Folgt man Experten, dann begann es im Spirituosenbereich vor etwa 20 Jahren mit dem Whiskyersatz «Whissin». Er enthält Zutaten wie schottischer Whiskey (Gerste, Roggen, Weizen), aber unvergoren. Pur ist er süßer als echter Whisky, als Mixzutat fällt das schon nicht mehr jedem auf.

Der Gin-Boom bewog die deutsche Marke Siegfried Rheinland Dry Gin, eine alkoholfreie Alternative auf den Markt zu bringen: das kalorienarme Kräuterwasser zum Mixen heißt «Wonderleaf». Daneben gibt es zum Beispiel auch «GinSin Premium 12 Botanics» aus Spanien, den «Herbie Virgin» aus Dänemark, den «Seedlip Spice 94» aus England und einen Gin-Sirup der französischen Marke Monin.

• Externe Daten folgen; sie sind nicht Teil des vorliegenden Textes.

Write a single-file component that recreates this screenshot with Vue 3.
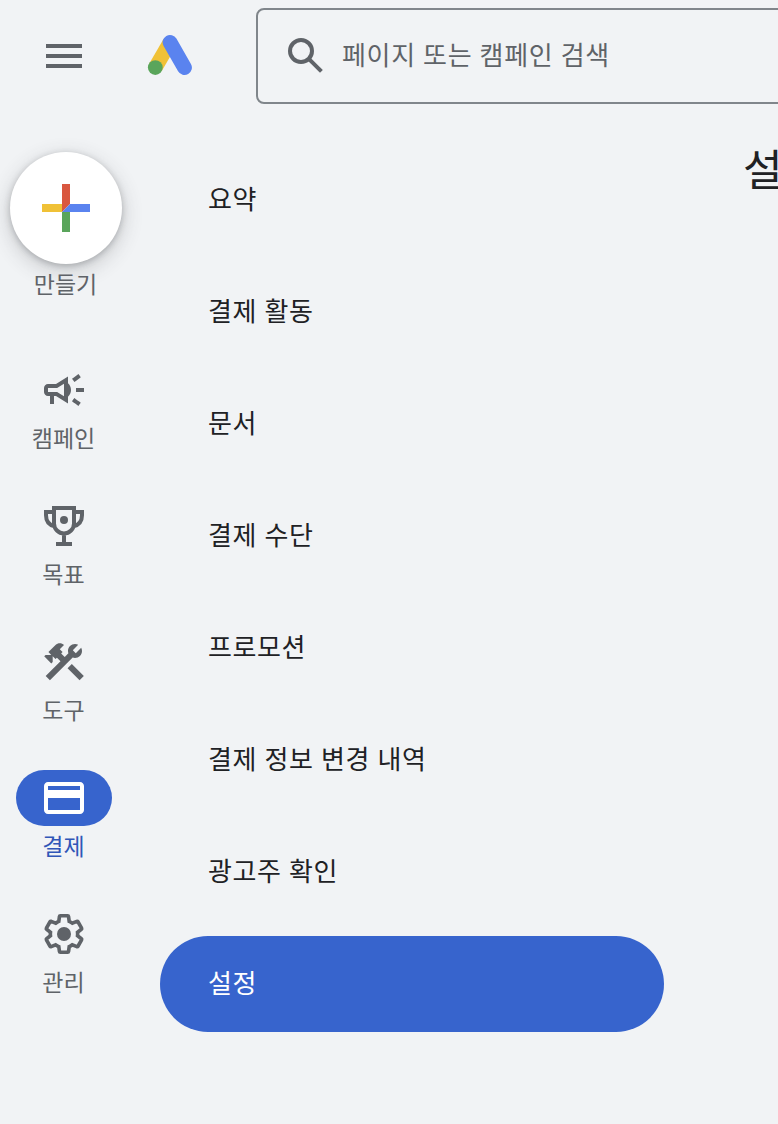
<template>
  <div class="app-shell">
    <header class="top-bar">
      <button class="icon-button" type="button" aria-label="메뉴">
        <svg viewBox="0 0 24 24" class="icon"><path d="M3 18h18v-2H3v2zm0-5h18v-2H3v2zm0-7v2h18V6H3z" /></svg>
      </button>
      <svg class="logo" viewBox="0 0 48 48">
        <path d="M9.3 35.6L24 10.3" stroke="#f0c136" stroke-width="14.6" />
        <path d="M24 10.3l14.5 25.3" stroke="#5a83ef" stroke-width="14.8" stroke-linecap="round" />
        <circle cx="9.3" cy="35.6" r="7.4" fill="#5aa55b" />
      </svg>
      <div class="search-box">
        <svg viewBox="0 0 24 24" class="icon">
          <circle class="line" cx="9.5" cy="9.5" r="5.5" />
          <path class="line" d="M13.4 13.4l6.3 6.3" />
        </svg>
        <span class="search-text">페이지 또는 캠페인 검색</span>
      </div>
    </header>

    <div class="body">
      <nav class="rail">
        <button class="create" type="button">
          <span class="fab">
            <svg viewBox="0 0 48 48" class="icon">
              <path fill="#d9573f" d="M20 0h8v20l-8 8z" />
              <path fill="#5a83ef" d="M28 20h20v8H20z" />
              <path fill="#5aa55b" d="M20 28h8v20h-8z" />
              <path fill="#f0c136" d="M0 20h20v8H0z" />
            </svg>
          </span>
          <span class="create-label">만들기</span>
        </button>

        <a
          v-for="item in railItems"
          :key="item.id"
          href="#"
          class="rail-item"
          :class="{ active: item.id === activeRail }"
          @click.prevent="activeRail = item.id"
        >
          <span class="rail-icon">
            <svg v-if="item.id === 'campaign'" viewBox="0 0 24 24" class="icon">
              <path d="M18 11v2h4v-2h-4zm-2 6.61c.96.71 2.21 1.65 3.2 2.39.4-.53.8-1.07 1.2-1.6-.99-.74-2.24-1.68-3.2-2.4-.4.54-.8 1.08-1.2 1.61zM20.4 5.6c-.4-.53-.8-1.07-1.2-1.6-.99.74-2.24 1.68-3.2 2.4.4.53.8 1.07 1.2 1.6.96-.72 2.21-1.65 3.2-2.4zM4 9c-1.1 0-2 .9-2 2v2c0 1.1.9 2 2 2h1v4h2v-4h1l6 3.7V5.3L8 9H4zm4.55 2L12 8.9v6.2L8.55 13H4v-2h4.55zM15.5 12c0-1.33-.58-2.53-1.5-3.35v6.69c.92-.81 1.5-2.01 1.5-3.34z" />
            </svg>
            <svg v-else-if="item.id === 'goals'" viewBox="0 0 24 24" class="icon">
              <path class="line" d="M7 3h10v7.7a5 5 0 0 1-10 0zM7 5H3v1.6c0 2.9 1.7 4.9 4.3 5.6M17 5h4v1.6c0 2.9-1.7 4.9-4.3 5.6M12 15.5V21M8 21h8" />
              <circle cx="12" cy="9" r="2" />
            </svg>
            <svg v-else-if="item.id === 'tools'" viewBox="0 0 24 24" class="icon">
              <path d="M13.783 15.172l2.121-2.121 5.996 5.996-2.121 2.121z" />
              <path d="M17.5 10c1.93 0 3.5-1.57 3.5-3.5 0-.58-.16-1.12-.41-1.6l-2.7 2.7-1.49-1.49 2.7-2.7c-.48-.25-1.02-.41-1.6-.41C15.57 3 14 4.57 14 6.5c0 .41.08.8.21 1.16l-1.85 1.85-1.78-1.78.71-.71-1.41-1.41L12 3.49c-1.17-1.17-3.07-1.17-4.24 0L4.22 7.03l1.41 1.41H2.81l-.71.71 3.54 3.54.71-.71V9.15l1.41 1.41.71-.71 1.78 1.78-7.41 7.41 2.12 2.12L16.34 9.79c.36.13.75.21 1.16.21z" />
            </svg>
            <svg v-else-if="item.id === 'billing'" viewBox="0 0 24 24" class="icon">
              <path d="M20 4H4c-1.11 0-1.99.89-1.99 2L2 18c0 1.11.89 2 2 2h16c1.11 0 2-.89 2-2V6c0-1.11-.89-2-2-2zm0 14H4v-6h16v6zm0-10H4V6h16v2z" />
            </svg>
            <svg v-else viewBox="0 0 24 24" class="icon">
              <path
                class="line"
                transform="translate(1.08 1.08) scale(.91)"
                d="M19.43 12.98c.04-.32.07-.64.07-.98 0-.34-.03-.66-.07-.98l2.11-1.65c.19-.15.24-.42.12-.64l-2-3.46c-.09-.16-.26-.25-.44-.25-.06 0-.12.01-.17.03l-2.49 1c-.52-.4-1.08-.73-1.69-.98l-.38-2.65C14.46 2.18 14.25 2 14 2h-4c-.25 0-.46.18-.49.42l-.38 2.65c-.61.25-1.17.59-1.69.98l-2.49-1c-.06-.02-.12-.03-.18-.03-.17 0-.34.09-.43.25l-2 3.46c-.13.22-.07.49.12.64l2.11 1.65c-.04.32-.07.65-.07.98 0 .33.03.66.07.98l-2.11 1.65c-.19.15-.24.42-.12.64l2 3.46c.09.16.26.25.44.25.06 0 .12-.01.17-.03l2.49-1c.52.4 1.08.73 1.69.98l.38 2.65c.03.24.24.42.49.42h4c.25 0 .46-.18.49-.42l.38-2.65c.61-.25 1.17-.59 1.69-.98l2.49 1c.06.02.12.03.18.03.17 0 .34-.09.43-.25l2-3.46c.12-.22.07-.49-.12-.64l-2.11-1.65z"
              />
              <circle cx="12" cy="12" r="3.5" />
            </svg>
          </span>
          <span class="rail-label">{{ item.label }}</span>
        </a>
      </nav>

      <nav class="menu">
        <a
          v-for="label in menuItems"
          :key="label"
          href="#"
          class="menu-item"
          :class="{ active: label === activeMenu }"
          @click.prevent="activeMenu = label"
        >{{ label }}</a>
      </nav>

      <main class="content">
        <h1 class="title">{{ activeMenu }}</h1>
      </main>
    </div>
  </div>
</template>

<script setup>
import { ref } from 'vue';

const activeRail = ref('billing');
const activeMenu = ref('설정');

const railItems = [
  { id: 'campaign', label: '캠페인' },
  { id: 'goals', label: '목표' },
  { id: 'tools', label: '도구' },
  { id: 'billing', label: '결제' },
  { id: 'admin', label: '관리' }
];

const menuItems = [
  '요약',
  '결제 활동',
  '문서',
  '결제 수단',
  '프로모션',
  '결제 정보 변경 내역',
  '광고주 확인',
  '설정'
];
</script>

<style>
body {
  margin: 0;
  background: #f1f3f5;
}
</style>

<style scoped>
.app-shell {
  width: 100%;
  height: 1124px;
  overflow: hidden;
  background: #f1f3f5;
  color: #202124;
  font-family: "Noto Sans CJK KR", sans-serif;
}

button {
  padding: 0;
  border: 0;
  background: none;
  color: inherit;
  font: inherit;
}

a {
  color: inherit;
  text-decoration: none;
}

.icon {
  display: block;
  width: 48px;
  height: 48px;
  flex: none;
  fill: currentColor;
}

.line {
  fill: none;
  stroke: currentColor;
  stroke-width: 2;
}

.top-bar {
  display: flex;
  align-items: center;
  height: 112px;
  padding-left: 40px;
  color: #5f6368;
}

.logo {
  width: 48px;
  height: 48px;
  margin: 0 62px 0 58px;
  flex: none;
  fill: none;
}

.search-box {
  display: flex;
  align-items: center;
  flex: none;
  box-sizing: border-box;
  width: 720px;
  height: 96px;
  padding-left: 24px;
  border: 2px solid #80868b;
  border-radius: 8px;
}

.search-text {
  margin-left: 12px;
  padding-bottom: 4px;
  font-size: 26px;
  letter-spacing: 0.7px;
  word-spacing: 0.7px;
  line-height: 40px;
}

.body {
  display: flex;
}

.rail {
  flex: none;
  width: 160px;
  padding-top: 40px;
  color: #5f6368;
}

.create {
  display: flex;
  flex-direction: column;
  align-items: center;
  width: 112px;
  height: 210px;
  margin-left: 10px;
}

.fab {
  display: flex;
  align-items: center;
  justify-content: center;
  width: 112px;
  height: 112px;
  border-radius: 50%;
  background: #fff;
  box-shadow: 0 2px 6px rgba(60, 64, 67, 0.3), 0 6px 18px 4px rgba(60, 64, 67, 0.16);
}

.create-label,
.rail-label {
  padding-right: 1px;
  font-size: 23px;
  line-height: 39px;
}

.rail-item {
  display: flex;
  flex-direction: column;
  align-items: center;
  width: 96px;
  height: 136px;
  margin-left: 16px;
}

.rail-icon {
  display: flex;
  align-items: center;
  justify-content: center;
  width: 96px;
  height: 56px;
  border-radius: 28px;
}

.rail-item.active {
  color: #3056b8;
}

.rail-item.active .rail-icon {
  background: #3764cd;
  color: #fff;
}

.menu {
  display: flex;
  flex-direction: column;
  gap: 16px;
  flex: none;
  width: 504px;
  padding-top: 40px;
}

.menu-item {
  box-sizing: border-box;
  height: 96px;
  padding-left: 48px;
  border-radius: 48px;
  font-size: 26px;
  letter-spacing: 0.6px;
  word-spacing: 1px;
  line-height: 92px;
}

.menu-item.active {
  background: #3764cd;
  color: #fff;
}

.content {
  flex: none;
  padding: 24px 0 0 79px;
}

.title {
  margin: 0;
  font-size: 43px;
  font-weight: 400;
  line-height: 62px;
  white-space: nowrap;
}
</style>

Ganz neu ist die Marke Undone, die nach eigenem Bekunden die Trinkkultur von der Dominanz des Alkohols befreien will und dennoch die klassischen Geschmacksrichtungen anbietet. Es gibt mehrere Sorten. Sie heißen «Juniper Type» (Typ Wacholder), auf der dann «This is not Gin» (Dies ist kein Gin) steht, oder «Sugar Cane Type» (Zuckerrohr), auf der dann «This is not Rum» verkündet wird. Außerdem gibt es «Italian Bitter Type» (This is not Orange Bitter) und «Italian Aperitif Type» (This is not Vermouth/kein Wermut). Je nach Sorte kostet eine 0,7-Liter-Flasche etwa 15 bis 20 Euro.

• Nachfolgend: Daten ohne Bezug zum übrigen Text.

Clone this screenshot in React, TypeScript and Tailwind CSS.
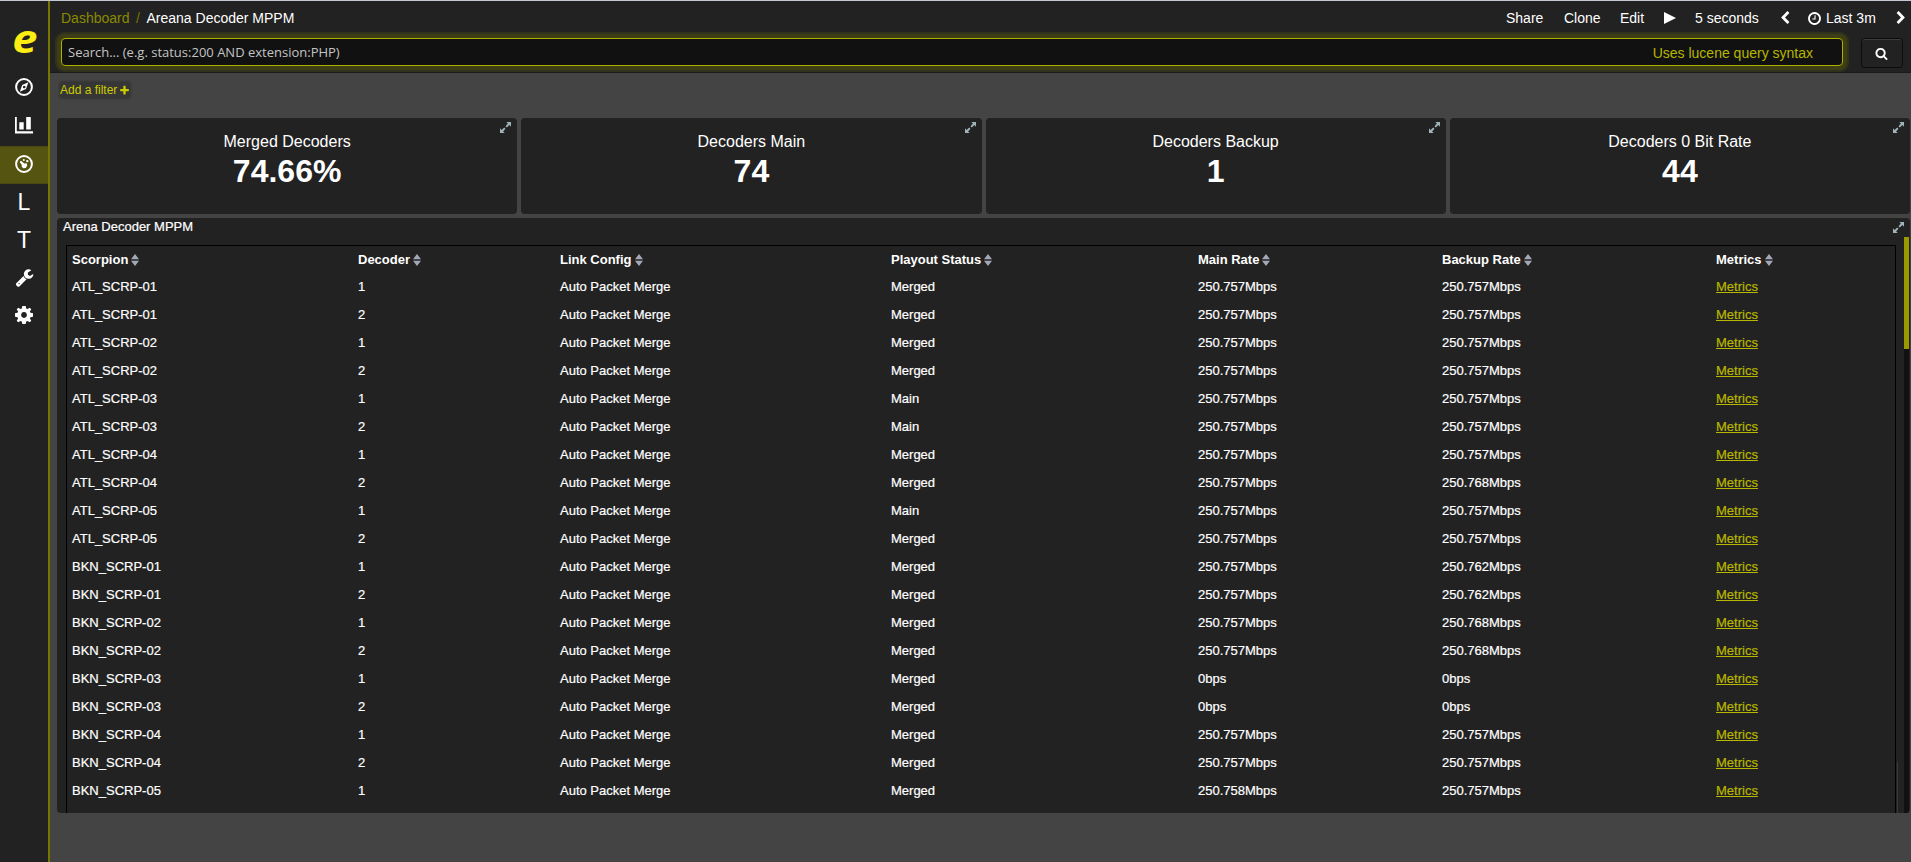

Und wie findet die Spirituosenindustrie diese Entwicklung? Sie äußert sich sehr zurückhaltend, betont aber, dass der Pro-Kopf-Konsum von Spirituosen letztes Jahr bei 5,4 Liter lag und zehn Jahre zuvor bei 5,5 Liter. «Er war im letzten Jahrzehnt damit relativ stabil», sagt Angelika Wiesgen-Pick, Geschäftsführerin beim Bundesverband der Deutschen Spirituosen-Industrie und -Importeure (BSI) in Bonn.

Gemäß der neuen EU-Spirituosen-Verordnung, die im Mai in Kraft trat, gebe es keine alkoholfreien Spirituosen. Die Ersatz-Getränke seien entsprechend lebensmittelrechtlich einfach alkoholfreie Getränke. Über Marktforschung zu Zielgruppen oder Steigerungen in diesem Jahr könne der Spirituosenverband deshalb nichts sagen.